Variational wave function#

Here we choose regular QAOA ansatz as the parameterized quantum circuit (PQC).

[6]:
nlayers = 20  # the number of layers


@partial(K.jit, static_argnums=(1, 2))
def wfn_classical(params, each=1, return_loss=False):
    n = graph.number_of_nodes()  # the number of nodes

    # PQC loop
    def pqc_loop(s_, params_):
        c_ = tc.Circuit(n, inputs=s_)
        for j in range(each):
            # driving layer
            for a, b in graph.edges:
                c_.RZZ(a, b, theta=graph[a][b]["weight"] * params_[2 * j] * factor)
            # mixing layer
            for i in range(n):
                c_.RX(i, theta=params_[2 * j + 1])
        s_ = c_.state()
        return s_

    c0 = tc.Circuit(n)
    for i in range(n):
        c0.H(i)
    s0 = c0.state()
    s = K.scan(pqc_loop, K.reshape(params, [nlayers // each, 2 * each]), s0)
    c = tc.Circuit(n, inputs=s)

    if return_loss:
        loss = 0.25
        for a, b in graph.edges:
            loss += c.expectation_ps(z=[a, b]) * graph[a][b]["weight"] * factor
        return K.real(loss)
    else:
        return c.state()

Optimization#

We use two methods to calculate \(\boldsymbol{\delta}\), one is to calculate directly according to the expressions of \(\boldsymbol{A}\) and \(\boldsymbol{C}\), and the other is to call the existing API to calculate \(\boldsymbol{A}\) and \(\boldsymbol{C}\). The former only needs to calculate the \(|\partial_{\boldsymbol{\theta}_{j}}\psi\rangle\) once, while the latter needs to calculate that twice, but the code of the latter is more concise. In each method, we set the parameter fixed_global_phase to decide whether to fix the global phase, that is, whether the second term of \(\boldsymbol{A}\) vanishes.

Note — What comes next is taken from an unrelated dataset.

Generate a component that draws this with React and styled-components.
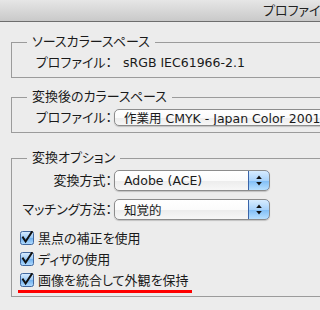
import React from 'react'
import styled, { createGlobalStyle } from 'styled-components'

const Global = createGlobalStyle`
  html, body {
    margin: 0;
    padding: 0;
    background: #ececec;
  }
  body {
    font-family: "DejaVu Sans", "Noto Sans CJK JP", sans-serif;
    font-size: 12.5px;
    font-feature-settings: "palt";
    color: #1a1a1a;
  }
`

const Window = styled.div`
  width: 320px;
  height: 310px;
  overflow: hidden;
  background: #ececec;
`

const TitleBar = styled.div`
  height: 21px;
  border-bottom: 1px solid #6e6e6e;
  background: linear-gradient(#e6e6e6, #c9c9c9);
  padding-left: 263px;
  line-height: 22px;
  white-space: nowrap;
  overflow: hidden;
  font-size: 13px;
  color: #222;
`

const Body = styled.div`
  padding: 13px 0 0 11px;
  width: 360px;
`

const Group = styled.fieldset`
  margin: ${p => p.$top || 0}px 0 0 0;
  padding: ${p => p.$padTop}px 0 ${p => p.$padBottom}px 6px;
  border: 1px solid #9b9b9b;
  border-radius: 0;
  min-width: 0;
`

const Legend = styled.legend`
  margin-left: 9px;
  padding: 0 5px 0 5px;
  line-height: 14px;
  height: 14px;
  font-size: 13px;
`

const Row = styled.div`
  display: grid;
  grid-template-columns: 94px 1fr;
  column-gap: 2px;
  align-items: center;
  margin-top: ${p => p.$mt || 0}px;
`

const Label = styled.div`
  text-align: right;
  white-space: nowrap;
  line-height: 16px;
  font-size: 13px;
`

const Value = styled.div`
  white-space: nowrap;
  line-height: 16px;
  margin-left: 9px;
`

const Popup = styled.div`
  position: relative;
  height: ${p => p.$h}px;
  width: ${p => p.$w}px;
  box-sizing: border-box;
  border: 1px solid #8c8c8c;
  border-radius: 5px;
  background: linear-gradient(#ffffff 0%, #fbfbfb 50%, #ececec 51%, #f7f7f7 100%);
  box-shadow: 0 1px 1px rgba(0, 0, 0, 0.18);
  display: flex;
  align-items: center;
  padding-left: 9px;
  white-space: nowrap;
  overflow: hidden;
`

const Stepper = styled.div`
  position: absolute;
  right: -1px;
  top: -1px;
  bottom: -1px;
  width: 20px;
  border: 1px solid #3a64a8;
  border-radius: 0 5px 5px 0;
  background: linear-gradient(#d7ecff 0%, #a9d3fb 50%, #7fbdf6 51%, #b8e0ff 100%);
  display: flex;
  align-items: center;
  justify-content: center;
`

const Check = styled.label`
  display: flex;
  align-items: center;
  gap: 4px;
  margin-left: 2px;
  margin-top: ${p => p.$mt || 0}px;
  height: 21px;
  white-space: nowrap;
  font-size: 13px;
`

const Marked = styled.div`
  width: fit-content;
  padding-right: 3px;
  border-bottom: 3px solid #ff0000;
`

const Arrows = () => (
  <svg width="6" height="11" viewBox="0 0 6 11">
    <path d="M3 0.5 L5.8 4 L0.2 4 Z" fill="#111" />
    <path d="M3 10.5 L5.8 7 L0.2 7 Z" fill="#111" />
  </svg>
)

const CheckBox = () => (
  <svg width="14" height="14" viewBox="0 0 14 14">
    <defs>
      <linearGradient id="cbg" x1="0" y1="0" x2="0" y2="1">
        <stop offset="0" stopColor="#d9ecff" />
        <stop offset="0.5" stopColor="#9ccaf5" />
        <stop offset="0.51" stopColor="#6fb0ee" />
        <stop offset="1" stopColor="#b4dcff" />
      </linearGradient>
    </defs>
    <rect x="0.5" y="0.5" width="13" height="13" rx="2" fill="url(#cbg)" stroke="#41689f" />
    <path d="M3 6.5 L5.6 10.5 L11.8 1" fill="none" stroke="#111" strokeWidth="2" strokeLinecap="square" />
  </svg>
)

export default function App() {
  return (
    <Window>
      <Global />
      <TitleBar>プロファイル変換</TitleBar>
      <Body>
        <Group $padTop={6} $padBottom={6}>
          <Legend>ソースカラースペース</Legend>
          <Row>
            <Label>プロファイル：</Label>
            <Value>sRGB IEC61966-2.1</Value>
          </Row>
        </Group>

        <Group $top={12} $padTop={5} $padBottom={6}>
          <Legend>変換後のカラースペース</Legend>
          <Row>
            <Label>プロファイル：</Label>
            <Popup $h={17} $w={260}>作業用 CMYK - Japan Color 2001 Coated</Popup>
          </Row>
        </Group>

        <Group $top={18} $padTop={5} $padBottom={3}>
          <Legend>変換オプション</Legend>
          <Row>
            <Label>変換方式：</Label>
            <Popup $h={21} $w={156}>
              Adobe (ACE)
              <Stepper><Arrows /></Stepper>
            </Popup>
          </Row>
          <Row $mt={8}>
            <Label>マッチング方法：</Label>
            <Popup $h={21} $w={156}>
              知覚的
              <Stepper><Arrows /></Stepper>
            </Popup>
          </Row>
          <Check $mt={7}><CheckBox />黒点の補正を使用</Check>
          <Check><CheckBox />ディザの使用</Check>
          <Marked>
            <Check><CheckBox />画像を統合して外観を保持</Check>
          </Marked>
        </Group>
      </Body>
    </Window>
  )
}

Then we choose the existing optimizer, SGD, to implement the update step. Since compared with naive gradient descent, the approximate imaginary-time evolution has been corrected on the update step size, the adaptive optimizer improved for the naive gradient descent such as Adam is not suitable for the approximate imaginary-time evolution. When update by the adaptive optimizer, the loss function fluctuates greatly. On the other hand, the update method of SGD without momentum is naive update, which is convenient for comparison with the exact imaginary-time evolution.

[7]:
@partial(K.jit, static_argnums=(3,))
def d_params(params, psi, eps=1e-6, fixed_global_phase=False):
    psi = psi[:, None]
    psiHT = K.conj(K.transpose(psi))
    par_psi = K.jacfwd(wfn_classical, argnums=0)
    jac = par_psi(params)
    jacHT = K.conj(K.transpose(jac))

    A = K.real(jacHT @ jac)
    if not fixed_global_phase:
        A -= K.real(jacHT @ psi @ psiHT @ jac)
    # protection
    A += eps * K.eye(params.shape[-1], dtype=A.dtype)

    C = K.real((psiHT * Hv) @ jac)[0]

    return K.solve(A, C, assume_a="sym")


@partial(K.jit, static_argnums=(2,))
def d_params_api(params, eps=1e-6, fixed_global_phase=False):
    if fixed_global_phase:
        qng = experimental.qng(
            wfn_classical, kernel="dynamics", postprocess=None, mode="fwd"
        )
    else:
        qng = experimental.qng(
            wfn_classical, kernel="qng", postprocess=None, mode="fwd"
        )
    A = K.real(qng(params))
    # protection
    A += eps * K.eye(params.shape[-1], dtype=A.dtype)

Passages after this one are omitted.